By mid-13th century, an administrator under Pope Gregory IX, founded a hospital at an adjacent lot. For a time, it was an orphanage. A chapel, attached to a hospital, existed by 1378. From the 15th to the 18th century, the church and convent were attached to a Franciscan order.

The present layout dates from 1583, by designs of Pietro Fiorini. It was enlarged with the addition of four large chapels in 1680 under the designs of Giovanni Battista Bergonzoni, a Franciscan theologian.

The interior is decorated with paintings by prominent Baroque painters. In the first chapel on the right is a Visitation by Il Galanino. In the 3rd chapel on the right is a Vision of St Elizabeth (1685) by Marc Antonio Franceschini. The third chapel to the left has a Holy Family with St Anthony of Padua(1680) by Felice Cignani.
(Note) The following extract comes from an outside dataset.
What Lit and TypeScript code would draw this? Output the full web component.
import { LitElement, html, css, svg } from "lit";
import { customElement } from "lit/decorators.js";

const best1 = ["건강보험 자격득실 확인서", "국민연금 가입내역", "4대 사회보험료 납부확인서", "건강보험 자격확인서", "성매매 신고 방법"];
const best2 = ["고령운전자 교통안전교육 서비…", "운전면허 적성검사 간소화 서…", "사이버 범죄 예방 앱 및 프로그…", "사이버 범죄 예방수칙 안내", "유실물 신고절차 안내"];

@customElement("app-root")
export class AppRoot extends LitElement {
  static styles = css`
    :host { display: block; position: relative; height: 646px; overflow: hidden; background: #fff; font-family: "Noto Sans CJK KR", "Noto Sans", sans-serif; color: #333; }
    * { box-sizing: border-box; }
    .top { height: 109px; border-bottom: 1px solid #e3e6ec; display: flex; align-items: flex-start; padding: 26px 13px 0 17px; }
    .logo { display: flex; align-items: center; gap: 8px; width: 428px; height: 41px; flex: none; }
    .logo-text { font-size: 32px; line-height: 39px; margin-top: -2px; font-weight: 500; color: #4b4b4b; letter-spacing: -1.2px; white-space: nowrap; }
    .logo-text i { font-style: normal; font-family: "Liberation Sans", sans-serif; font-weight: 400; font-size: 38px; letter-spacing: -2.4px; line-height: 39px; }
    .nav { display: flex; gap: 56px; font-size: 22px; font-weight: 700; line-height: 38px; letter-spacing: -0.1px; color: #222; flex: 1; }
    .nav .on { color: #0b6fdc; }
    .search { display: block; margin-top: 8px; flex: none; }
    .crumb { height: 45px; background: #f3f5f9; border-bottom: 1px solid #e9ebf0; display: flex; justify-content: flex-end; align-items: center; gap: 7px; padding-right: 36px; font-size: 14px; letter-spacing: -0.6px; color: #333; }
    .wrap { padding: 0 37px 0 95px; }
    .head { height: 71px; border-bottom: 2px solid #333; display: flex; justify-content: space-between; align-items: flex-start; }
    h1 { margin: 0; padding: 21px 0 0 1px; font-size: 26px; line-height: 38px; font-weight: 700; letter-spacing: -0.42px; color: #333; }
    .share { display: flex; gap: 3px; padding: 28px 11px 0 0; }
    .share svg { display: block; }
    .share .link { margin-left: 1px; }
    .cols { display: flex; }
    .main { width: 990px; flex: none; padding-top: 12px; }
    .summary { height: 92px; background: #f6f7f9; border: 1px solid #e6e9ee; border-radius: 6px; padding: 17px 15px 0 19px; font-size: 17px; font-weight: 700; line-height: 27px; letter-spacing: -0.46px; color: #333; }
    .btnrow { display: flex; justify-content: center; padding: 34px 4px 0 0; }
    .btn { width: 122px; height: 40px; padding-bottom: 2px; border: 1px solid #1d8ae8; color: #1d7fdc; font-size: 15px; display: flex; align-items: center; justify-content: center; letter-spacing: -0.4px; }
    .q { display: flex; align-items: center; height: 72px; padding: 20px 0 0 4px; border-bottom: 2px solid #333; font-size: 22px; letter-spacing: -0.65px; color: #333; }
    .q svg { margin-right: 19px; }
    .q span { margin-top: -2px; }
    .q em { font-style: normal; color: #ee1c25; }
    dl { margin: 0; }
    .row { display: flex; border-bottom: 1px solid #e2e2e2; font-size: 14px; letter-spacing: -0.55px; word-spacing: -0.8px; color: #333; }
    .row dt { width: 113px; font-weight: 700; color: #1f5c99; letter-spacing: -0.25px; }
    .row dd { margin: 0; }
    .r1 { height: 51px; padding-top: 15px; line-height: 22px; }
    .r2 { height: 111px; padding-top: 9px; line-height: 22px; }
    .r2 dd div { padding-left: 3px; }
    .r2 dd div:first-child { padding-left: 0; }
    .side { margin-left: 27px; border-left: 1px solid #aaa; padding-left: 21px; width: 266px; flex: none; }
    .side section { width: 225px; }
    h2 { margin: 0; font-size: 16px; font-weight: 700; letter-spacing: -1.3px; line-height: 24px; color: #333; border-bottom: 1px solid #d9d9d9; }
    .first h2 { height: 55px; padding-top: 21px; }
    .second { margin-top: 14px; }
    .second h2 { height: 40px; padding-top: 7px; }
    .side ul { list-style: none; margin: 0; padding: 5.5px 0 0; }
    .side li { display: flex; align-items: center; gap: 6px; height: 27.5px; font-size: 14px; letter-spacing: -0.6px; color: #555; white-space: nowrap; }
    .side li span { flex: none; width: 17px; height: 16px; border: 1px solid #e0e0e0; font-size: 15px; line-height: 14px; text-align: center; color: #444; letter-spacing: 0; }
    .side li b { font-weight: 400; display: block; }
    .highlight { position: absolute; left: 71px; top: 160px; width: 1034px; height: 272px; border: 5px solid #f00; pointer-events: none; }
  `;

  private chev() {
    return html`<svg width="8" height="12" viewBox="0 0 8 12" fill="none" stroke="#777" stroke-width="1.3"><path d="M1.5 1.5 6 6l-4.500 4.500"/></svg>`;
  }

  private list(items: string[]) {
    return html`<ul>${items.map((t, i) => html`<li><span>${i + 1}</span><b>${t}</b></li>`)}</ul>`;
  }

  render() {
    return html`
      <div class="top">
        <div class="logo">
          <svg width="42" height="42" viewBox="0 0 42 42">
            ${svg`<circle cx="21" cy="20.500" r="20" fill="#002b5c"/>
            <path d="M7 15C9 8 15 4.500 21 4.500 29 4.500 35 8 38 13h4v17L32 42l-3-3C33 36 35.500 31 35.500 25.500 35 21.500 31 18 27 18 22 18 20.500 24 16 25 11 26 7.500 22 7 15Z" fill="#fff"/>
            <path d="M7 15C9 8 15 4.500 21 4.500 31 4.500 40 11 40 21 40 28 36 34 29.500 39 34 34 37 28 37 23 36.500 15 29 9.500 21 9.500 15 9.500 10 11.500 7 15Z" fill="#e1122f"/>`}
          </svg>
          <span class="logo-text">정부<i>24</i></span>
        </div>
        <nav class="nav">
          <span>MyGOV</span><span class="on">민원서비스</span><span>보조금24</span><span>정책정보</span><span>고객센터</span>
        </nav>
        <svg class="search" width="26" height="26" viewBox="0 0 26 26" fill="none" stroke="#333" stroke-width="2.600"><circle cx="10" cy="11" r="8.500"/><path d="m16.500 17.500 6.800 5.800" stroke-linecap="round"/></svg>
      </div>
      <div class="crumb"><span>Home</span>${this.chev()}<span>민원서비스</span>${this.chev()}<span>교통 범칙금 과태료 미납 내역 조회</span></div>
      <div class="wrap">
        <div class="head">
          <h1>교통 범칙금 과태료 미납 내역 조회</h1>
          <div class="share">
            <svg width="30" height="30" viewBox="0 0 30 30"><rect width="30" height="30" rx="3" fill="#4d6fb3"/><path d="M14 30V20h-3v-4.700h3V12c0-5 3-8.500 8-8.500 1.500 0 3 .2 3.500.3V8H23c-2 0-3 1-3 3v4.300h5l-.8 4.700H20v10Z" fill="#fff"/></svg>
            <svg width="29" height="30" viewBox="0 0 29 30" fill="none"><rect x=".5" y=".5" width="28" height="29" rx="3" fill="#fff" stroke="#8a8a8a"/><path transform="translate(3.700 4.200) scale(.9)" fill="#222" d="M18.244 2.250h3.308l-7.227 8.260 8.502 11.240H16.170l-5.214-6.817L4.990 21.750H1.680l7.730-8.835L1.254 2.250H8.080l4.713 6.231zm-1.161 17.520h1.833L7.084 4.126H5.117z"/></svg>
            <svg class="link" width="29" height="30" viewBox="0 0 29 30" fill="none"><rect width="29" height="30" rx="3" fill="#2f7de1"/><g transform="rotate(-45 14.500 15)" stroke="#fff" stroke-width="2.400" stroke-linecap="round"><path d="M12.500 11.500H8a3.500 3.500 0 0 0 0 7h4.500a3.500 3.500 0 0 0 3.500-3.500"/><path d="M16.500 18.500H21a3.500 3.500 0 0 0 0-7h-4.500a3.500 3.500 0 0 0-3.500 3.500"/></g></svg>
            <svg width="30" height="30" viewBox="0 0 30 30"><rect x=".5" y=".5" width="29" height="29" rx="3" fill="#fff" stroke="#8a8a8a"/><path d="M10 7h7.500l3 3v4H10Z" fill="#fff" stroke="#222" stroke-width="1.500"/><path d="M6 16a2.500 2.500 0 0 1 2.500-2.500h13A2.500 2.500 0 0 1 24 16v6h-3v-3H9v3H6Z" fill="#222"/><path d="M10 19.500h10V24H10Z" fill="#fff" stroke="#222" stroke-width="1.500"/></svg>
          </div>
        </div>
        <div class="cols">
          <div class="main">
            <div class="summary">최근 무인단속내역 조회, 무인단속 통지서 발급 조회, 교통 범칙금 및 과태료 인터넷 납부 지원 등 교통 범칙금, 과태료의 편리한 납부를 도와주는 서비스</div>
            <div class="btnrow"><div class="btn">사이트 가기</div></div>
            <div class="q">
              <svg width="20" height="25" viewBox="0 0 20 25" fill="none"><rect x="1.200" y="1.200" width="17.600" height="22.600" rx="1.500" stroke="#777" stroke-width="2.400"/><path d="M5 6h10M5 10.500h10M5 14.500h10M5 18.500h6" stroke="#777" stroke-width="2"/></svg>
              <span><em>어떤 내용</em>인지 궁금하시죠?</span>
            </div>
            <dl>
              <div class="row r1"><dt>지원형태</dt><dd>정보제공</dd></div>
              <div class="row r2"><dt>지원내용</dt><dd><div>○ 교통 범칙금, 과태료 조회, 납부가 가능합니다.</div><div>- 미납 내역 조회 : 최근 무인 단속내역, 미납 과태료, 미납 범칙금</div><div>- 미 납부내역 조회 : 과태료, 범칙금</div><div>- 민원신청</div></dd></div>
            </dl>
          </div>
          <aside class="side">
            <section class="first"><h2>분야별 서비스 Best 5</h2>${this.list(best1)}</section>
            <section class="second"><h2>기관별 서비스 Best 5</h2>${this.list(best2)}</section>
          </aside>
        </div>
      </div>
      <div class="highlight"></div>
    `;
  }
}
The most prominent work in the church, in the 1st chapel on the left, is the altarpiece depicting the Crucifixion (1583) by a 23-year-old Annibale Carracci. The painting originally was found in the church of San Nicolò di San Felice.

Other artists include Giovanni Valesio; Flaminio Torre (Virgin and Saints); Giovanni Battista Fiorini; Antonio Crespi; Luigi Quaini; and Luigi Crespi. The sacristy, designed also by Bergonzoni, has paintings by Gaetano Gandolfi, Jacopo Alessandro Calvi, and sculptures by Giovanni Francesco Bezzi.